__Your task__: Find each line containing the string "styles". Copy it.

__Information shown__:

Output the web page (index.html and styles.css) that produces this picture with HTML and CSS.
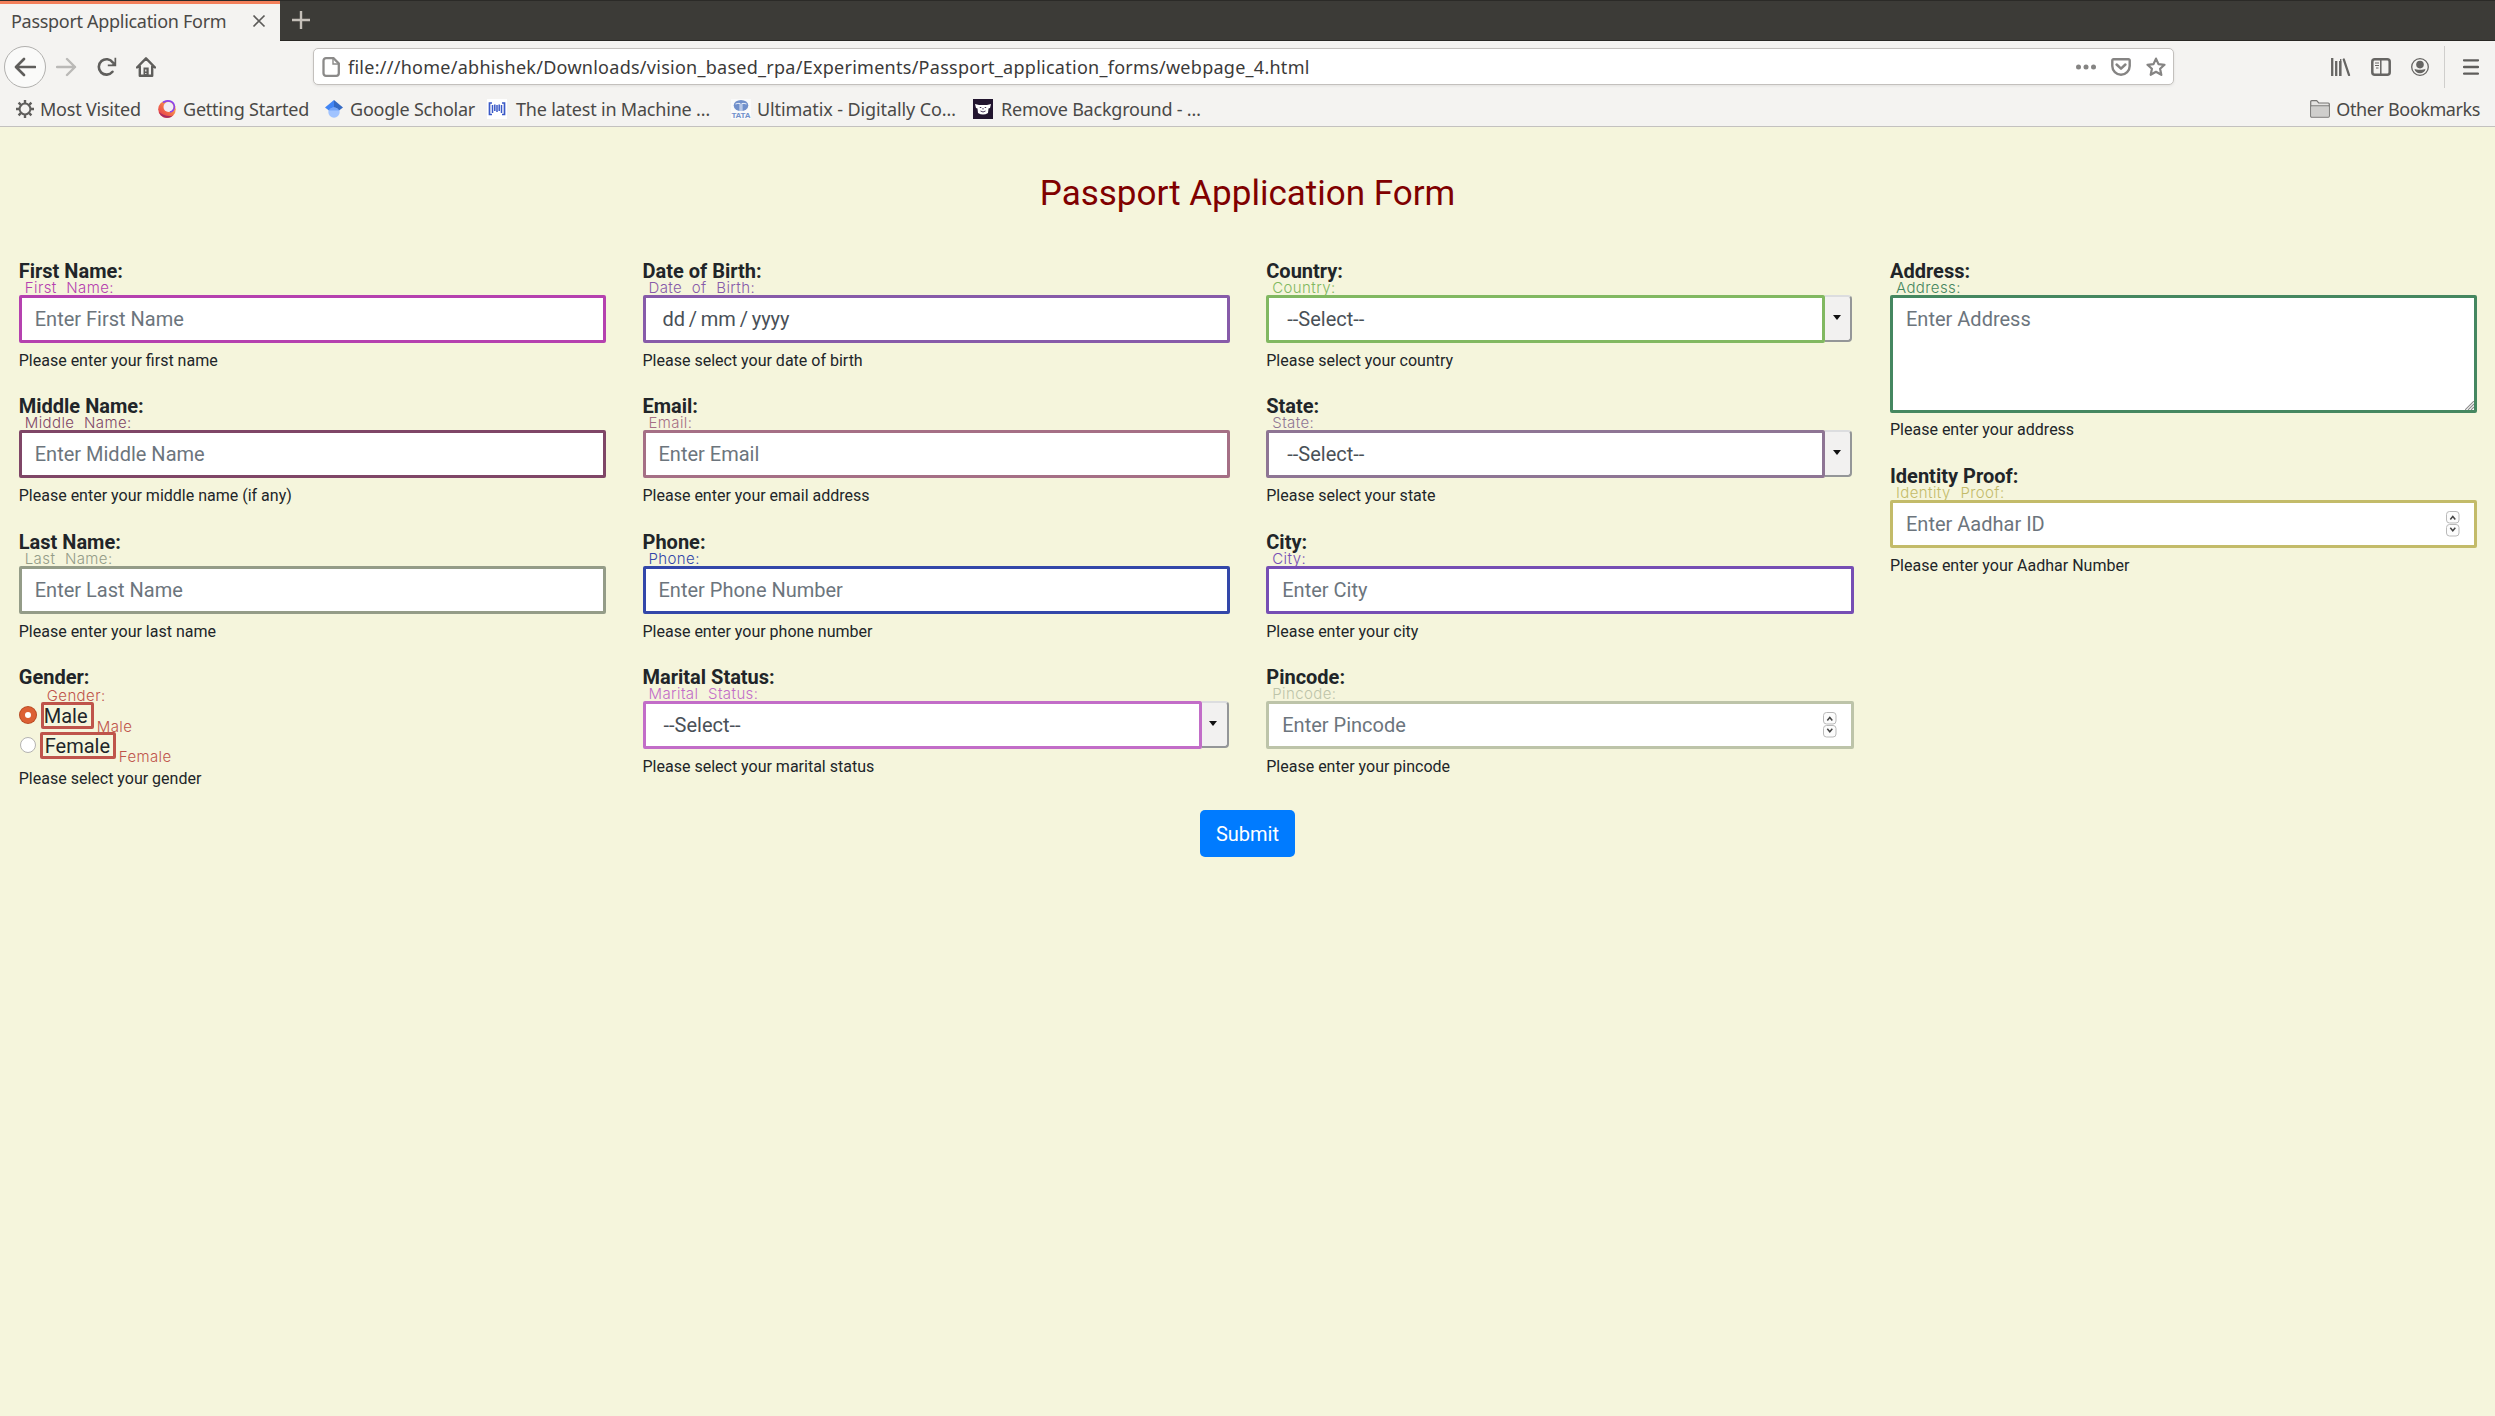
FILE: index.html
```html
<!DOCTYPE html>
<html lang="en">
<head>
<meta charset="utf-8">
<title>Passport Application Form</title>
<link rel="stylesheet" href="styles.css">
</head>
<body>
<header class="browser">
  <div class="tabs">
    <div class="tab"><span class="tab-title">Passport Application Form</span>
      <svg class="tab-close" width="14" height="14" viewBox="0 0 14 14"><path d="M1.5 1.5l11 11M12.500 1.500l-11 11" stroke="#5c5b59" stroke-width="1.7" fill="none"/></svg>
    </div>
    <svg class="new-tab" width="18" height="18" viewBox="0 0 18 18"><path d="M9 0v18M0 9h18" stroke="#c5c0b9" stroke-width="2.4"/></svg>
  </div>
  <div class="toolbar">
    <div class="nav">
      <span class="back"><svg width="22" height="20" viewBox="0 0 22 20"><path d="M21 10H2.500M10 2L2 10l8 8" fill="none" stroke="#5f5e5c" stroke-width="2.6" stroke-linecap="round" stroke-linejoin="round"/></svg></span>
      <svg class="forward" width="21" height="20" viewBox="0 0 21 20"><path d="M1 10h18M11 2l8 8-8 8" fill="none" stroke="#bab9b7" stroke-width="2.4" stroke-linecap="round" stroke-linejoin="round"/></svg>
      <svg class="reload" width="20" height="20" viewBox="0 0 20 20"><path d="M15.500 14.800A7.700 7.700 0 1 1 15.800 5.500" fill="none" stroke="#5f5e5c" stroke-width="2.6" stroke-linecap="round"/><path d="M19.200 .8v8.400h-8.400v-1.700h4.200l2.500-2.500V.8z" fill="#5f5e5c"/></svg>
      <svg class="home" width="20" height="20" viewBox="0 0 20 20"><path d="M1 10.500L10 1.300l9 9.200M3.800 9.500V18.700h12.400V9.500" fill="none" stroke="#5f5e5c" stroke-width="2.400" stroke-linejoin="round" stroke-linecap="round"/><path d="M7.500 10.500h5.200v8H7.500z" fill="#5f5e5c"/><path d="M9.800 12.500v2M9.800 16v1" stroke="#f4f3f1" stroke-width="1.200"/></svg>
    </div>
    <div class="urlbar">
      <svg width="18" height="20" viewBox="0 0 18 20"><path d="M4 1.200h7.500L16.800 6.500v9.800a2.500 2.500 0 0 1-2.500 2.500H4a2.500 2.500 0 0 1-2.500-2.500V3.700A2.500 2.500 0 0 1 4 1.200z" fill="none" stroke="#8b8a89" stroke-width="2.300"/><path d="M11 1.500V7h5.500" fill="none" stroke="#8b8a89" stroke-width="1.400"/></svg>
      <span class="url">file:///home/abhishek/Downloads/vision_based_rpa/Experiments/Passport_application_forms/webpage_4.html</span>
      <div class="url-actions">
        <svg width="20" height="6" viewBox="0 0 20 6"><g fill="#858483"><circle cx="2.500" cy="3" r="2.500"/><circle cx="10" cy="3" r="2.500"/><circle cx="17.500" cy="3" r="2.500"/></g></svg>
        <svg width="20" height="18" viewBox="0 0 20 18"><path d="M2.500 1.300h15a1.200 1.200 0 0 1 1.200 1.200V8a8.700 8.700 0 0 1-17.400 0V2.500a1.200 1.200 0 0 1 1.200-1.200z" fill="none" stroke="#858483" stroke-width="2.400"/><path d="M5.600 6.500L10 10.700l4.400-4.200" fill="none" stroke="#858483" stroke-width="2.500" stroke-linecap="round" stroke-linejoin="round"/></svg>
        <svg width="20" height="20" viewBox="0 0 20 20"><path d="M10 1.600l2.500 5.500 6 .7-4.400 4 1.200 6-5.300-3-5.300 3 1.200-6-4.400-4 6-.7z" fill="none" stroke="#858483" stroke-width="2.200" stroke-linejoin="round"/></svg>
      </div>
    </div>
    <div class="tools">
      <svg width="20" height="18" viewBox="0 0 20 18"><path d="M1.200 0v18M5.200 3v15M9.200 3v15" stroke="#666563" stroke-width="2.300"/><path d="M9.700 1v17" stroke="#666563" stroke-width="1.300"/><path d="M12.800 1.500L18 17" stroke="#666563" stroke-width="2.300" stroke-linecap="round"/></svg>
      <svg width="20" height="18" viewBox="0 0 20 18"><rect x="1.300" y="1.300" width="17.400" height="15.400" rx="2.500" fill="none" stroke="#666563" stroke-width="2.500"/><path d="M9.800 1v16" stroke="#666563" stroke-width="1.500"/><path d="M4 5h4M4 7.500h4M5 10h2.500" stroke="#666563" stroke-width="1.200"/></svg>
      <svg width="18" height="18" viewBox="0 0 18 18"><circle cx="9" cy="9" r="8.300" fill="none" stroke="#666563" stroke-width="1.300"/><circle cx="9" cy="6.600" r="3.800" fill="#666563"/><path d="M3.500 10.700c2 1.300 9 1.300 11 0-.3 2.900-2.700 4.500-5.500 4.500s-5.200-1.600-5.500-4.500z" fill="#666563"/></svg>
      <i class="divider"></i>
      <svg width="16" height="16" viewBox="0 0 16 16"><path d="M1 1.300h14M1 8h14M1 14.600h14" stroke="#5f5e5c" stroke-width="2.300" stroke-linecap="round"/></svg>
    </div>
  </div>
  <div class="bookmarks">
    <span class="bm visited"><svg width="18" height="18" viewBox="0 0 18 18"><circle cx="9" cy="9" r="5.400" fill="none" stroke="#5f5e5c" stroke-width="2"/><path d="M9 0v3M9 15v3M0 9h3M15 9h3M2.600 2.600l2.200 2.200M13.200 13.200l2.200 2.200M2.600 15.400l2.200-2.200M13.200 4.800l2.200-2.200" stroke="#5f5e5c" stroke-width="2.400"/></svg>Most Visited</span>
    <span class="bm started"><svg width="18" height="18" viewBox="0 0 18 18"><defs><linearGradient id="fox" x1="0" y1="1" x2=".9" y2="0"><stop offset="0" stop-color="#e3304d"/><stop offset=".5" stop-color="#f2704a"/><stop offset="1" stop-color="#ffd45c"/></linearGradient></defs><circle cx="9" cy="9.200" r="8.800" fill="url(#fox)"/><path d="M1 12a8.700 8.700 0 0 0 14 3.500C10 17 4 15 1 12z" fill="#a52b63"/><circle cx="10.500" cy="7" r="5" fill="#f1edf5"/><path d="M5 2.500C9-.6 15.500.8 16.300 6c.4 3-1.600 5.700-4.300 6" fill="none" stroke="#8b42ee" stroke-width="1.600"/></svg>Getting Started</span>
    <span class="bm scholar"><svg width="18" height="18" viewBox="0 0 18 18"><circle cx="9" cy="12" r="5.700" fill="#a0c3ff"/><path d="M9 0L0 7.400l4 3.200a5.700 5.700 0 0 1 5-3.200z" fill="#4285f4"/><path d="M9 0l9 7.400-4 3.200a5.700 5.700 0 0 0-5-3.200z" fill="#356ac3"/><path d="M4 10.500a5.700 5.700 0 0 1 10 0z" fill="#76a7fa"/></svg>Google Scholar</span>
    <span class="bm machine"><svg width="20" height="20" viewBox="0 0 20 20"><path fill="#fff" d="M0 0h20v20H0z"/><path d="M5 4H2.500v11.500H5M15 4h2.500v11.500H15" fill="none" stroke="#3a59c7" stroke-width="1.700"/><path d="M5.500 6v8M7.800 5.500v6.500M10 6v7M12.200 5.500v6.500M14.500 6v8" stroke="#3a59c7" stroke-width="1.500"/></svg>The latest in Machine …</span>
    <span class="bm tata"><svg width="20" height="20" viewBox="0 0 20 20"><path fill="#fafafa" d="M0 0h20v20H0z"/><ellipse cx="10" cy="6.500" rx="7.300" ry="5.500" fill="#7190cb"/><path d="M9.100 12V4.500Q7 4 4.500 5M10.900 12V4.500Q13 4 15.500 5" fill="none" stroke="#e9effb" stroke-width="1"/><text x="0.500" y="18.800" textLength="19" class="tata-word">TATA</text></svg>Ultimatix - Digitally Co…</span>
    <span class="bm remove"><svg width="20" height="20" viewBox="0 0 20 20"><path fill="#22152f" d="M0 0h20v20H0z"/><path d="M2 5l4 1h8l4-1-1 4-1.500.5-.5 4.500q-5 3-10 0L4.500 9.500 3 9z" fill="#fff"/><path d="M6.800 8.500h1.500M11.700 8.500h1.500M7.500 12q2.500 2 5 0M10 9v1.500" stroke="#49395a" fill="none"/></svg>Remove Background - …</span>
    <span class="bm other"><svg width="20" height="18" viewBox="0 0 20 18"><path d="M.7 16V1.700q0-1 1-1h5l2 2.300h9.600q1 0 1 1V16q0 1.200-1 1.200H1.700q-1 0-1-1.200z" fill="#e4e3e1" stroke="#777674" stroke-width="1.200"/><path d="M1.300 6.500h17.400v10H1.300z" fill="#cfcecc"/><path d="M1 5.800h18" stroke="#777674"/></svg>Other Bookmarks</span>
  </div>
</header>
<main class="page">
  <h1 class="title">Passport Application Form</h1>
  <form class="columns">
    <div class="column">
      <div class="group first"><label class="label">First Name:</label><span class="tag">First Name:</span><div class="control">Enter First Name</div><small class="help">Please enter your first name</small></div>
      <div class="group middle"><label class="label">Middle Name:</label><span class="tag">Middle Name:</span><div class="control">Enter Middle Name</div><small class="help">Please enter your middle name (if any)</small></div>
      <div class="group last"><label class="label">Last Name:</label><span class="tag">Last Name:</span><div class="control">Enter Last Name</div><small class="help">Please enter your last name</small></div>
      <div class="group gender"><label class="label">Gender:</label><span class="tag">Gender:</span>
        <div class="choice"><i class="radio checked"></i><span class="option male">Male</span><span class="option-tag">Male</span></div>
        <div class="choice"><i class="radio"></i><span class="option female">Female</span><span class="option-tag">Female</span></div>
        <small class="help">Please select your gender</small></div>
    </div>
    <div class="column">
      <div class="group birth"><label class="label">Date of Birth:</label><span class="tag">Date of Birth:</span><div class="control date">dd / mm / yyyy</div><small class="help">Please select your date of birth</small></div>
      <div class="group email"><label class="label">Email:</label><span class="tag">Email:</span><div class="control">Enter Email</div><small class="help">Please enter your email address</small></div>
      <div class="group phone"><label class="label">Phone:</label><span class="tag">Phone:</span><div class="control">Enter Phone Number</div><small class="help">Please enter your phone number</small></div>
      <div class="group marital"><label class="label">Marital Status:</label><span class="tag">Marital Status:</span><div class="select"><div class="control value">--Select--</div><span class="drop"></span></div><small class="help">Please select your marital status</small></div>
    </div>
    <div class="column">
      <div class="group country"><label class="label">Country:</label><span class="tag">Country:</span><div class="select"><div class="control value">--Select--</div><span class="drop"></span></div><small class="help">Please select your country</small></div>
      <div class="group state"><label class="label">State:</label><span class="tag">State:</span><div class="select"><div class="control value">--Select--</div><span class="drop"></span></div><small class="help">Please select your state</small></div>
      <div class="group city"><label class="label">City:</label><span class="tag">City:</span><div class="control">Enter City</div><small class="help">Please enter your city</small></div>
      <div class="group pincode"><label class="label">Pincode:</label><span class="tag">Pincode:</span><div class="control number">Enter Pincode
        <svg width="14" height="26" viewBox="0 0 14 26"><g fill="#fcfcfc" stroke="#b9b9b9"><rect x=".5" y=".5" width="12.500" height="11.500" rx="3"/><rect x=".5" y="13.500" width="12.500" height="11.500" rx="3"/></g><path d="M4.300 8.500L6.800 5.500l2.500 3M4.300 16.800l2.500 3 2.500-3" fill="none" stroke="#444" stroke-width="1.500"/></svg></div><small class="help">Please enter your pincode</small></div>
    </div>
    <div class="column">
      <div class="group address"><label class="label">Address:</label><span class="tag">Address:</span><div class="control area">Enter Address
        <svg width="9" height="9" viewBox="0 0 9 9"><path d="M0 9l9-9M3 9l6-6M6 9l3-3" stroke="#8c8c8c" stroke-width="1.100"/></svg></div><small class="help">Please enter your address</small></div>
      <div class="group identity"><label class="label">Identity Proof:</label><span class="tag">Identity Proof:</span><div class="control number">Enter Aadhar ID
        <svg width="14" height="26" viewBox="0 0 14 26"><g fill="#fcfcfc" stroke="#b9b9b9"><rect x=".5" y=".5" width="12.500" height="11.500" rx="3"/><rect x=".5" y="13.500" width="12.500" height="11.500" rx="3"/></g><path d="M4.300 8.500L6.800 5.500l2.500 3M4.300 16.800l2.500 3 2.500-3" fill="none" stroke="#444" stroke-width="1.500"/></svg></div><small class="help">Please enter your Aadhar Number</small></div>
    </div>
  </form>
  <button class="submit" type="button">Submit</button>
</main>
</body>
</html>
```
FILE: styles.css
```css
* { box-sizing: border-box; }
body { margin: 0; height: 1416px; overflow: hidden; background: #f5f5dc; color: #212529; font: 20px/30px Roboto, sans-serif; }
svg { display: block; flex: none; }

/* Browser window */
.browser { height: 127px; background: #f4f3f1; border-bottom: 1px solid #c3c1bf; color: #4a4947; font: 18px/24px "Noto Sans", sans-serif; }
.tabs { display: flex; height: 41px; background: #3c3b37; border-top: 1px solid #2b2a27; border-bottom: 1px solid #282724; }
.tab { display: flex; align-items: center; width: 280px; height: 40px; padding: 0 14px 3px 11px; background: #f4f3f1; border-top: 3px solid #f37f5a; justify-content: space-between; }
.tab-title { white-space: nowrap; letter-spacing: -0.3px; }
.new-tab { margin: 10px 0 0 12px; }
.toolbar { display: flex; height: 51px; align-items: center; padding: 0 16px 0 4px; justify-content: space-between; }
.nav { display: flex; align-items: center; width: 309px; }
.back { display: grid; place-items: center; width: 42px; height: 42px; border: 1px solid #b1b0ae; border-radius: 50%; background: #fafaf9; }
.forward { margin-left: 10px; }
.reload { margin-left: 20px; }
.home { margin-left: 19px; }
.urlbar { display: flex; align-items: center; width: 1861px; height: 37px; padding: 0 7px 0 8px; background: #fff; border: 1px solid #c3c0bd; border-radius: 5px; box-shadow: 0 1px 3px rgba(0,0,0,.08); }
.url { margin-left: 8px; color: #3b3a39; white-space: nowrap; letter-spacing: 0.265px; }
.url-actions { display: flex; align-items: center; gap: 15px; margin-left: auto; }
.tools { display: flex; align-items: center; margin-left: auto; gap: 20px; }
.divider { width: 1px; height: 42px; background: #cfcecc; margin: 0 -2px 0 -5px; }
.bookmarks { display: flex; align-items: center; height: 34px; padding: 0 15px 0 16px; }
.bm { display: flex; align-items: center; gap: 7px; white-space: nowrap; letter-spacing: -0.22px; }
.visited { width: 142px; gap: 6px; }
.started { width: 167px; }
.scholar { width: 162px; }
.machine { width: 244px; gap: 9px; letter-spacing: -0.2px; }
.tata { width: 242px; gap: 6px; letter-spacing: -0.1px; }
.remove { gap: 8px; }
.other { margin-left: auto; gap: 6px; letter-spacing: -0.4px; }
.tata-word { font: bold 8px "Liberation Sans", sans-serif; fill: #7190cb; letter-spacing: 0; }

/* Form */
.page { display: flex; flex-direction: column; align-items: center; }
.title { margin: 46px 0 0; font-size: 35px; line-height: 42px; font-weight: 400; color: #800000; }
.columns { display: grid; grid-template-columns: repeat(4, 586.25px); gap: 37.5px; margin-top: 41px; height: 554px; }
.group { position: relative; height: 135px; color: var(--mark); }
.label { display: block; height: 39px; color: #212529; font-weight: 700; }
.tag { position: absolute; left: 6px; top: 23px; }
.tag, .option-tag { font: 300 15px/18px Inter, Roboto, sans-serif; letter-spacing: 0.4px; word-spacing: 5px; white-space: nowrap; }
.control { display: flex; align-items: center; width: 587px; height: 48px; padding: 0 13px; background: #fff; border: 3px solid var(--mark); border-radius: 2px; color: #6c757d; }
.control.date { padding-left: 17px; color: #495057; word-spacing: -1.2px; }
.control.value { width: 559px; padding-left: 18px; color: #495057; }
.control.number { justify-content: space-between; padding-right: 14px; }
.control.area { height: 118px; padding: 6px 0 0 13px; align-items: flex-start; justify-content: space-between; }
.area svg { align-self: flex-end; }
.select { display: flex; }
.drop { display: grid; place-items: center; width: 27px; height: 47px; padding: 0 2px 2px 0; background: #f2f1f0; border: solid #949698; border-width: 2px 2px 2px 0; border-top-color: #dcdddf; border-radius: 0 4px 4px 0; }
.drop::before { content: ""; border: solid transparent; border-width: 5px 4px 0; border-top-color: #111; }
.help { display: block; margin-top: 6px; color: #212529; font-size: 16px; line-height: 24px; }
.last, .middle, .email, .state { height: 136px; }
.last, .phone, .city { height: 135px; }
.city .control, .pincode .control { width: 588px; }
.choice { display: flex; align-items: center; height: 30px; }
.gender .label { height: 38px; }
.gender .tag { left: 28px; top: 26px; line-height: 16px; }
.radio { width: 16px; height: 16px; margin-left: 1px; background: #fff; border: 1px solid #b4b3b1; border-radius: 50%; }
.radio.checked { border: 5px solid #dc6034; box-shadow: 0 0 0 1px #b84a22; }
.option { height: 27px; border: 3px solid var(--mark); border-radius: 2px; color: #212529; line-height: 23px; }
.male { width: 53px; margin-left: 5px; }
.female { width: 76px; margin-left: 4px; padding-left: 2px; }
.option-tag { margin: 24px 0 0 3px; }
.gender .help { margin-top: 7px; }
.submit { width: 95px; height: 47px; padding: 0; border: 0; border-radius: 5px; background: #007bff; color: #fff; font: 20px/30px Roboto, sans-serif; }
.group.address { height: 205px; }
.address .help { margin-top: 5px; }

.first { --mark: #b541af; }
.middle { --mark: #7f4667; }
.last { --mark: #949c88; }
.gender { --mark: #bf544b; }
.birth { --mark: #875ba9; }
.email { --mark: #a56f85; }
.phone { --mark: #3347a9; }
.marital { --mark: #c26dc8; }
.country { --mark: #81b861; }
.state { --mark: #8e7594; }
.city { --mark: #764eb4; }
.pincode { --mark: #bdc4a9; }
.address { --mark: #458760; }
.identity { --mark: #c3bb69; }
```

__Expected answer__:
Output the web page (index.html and styles.css) that produces this picture with HTML and CSS.
<link rel="stylesheet" href="styles.css">
FILE: styles.css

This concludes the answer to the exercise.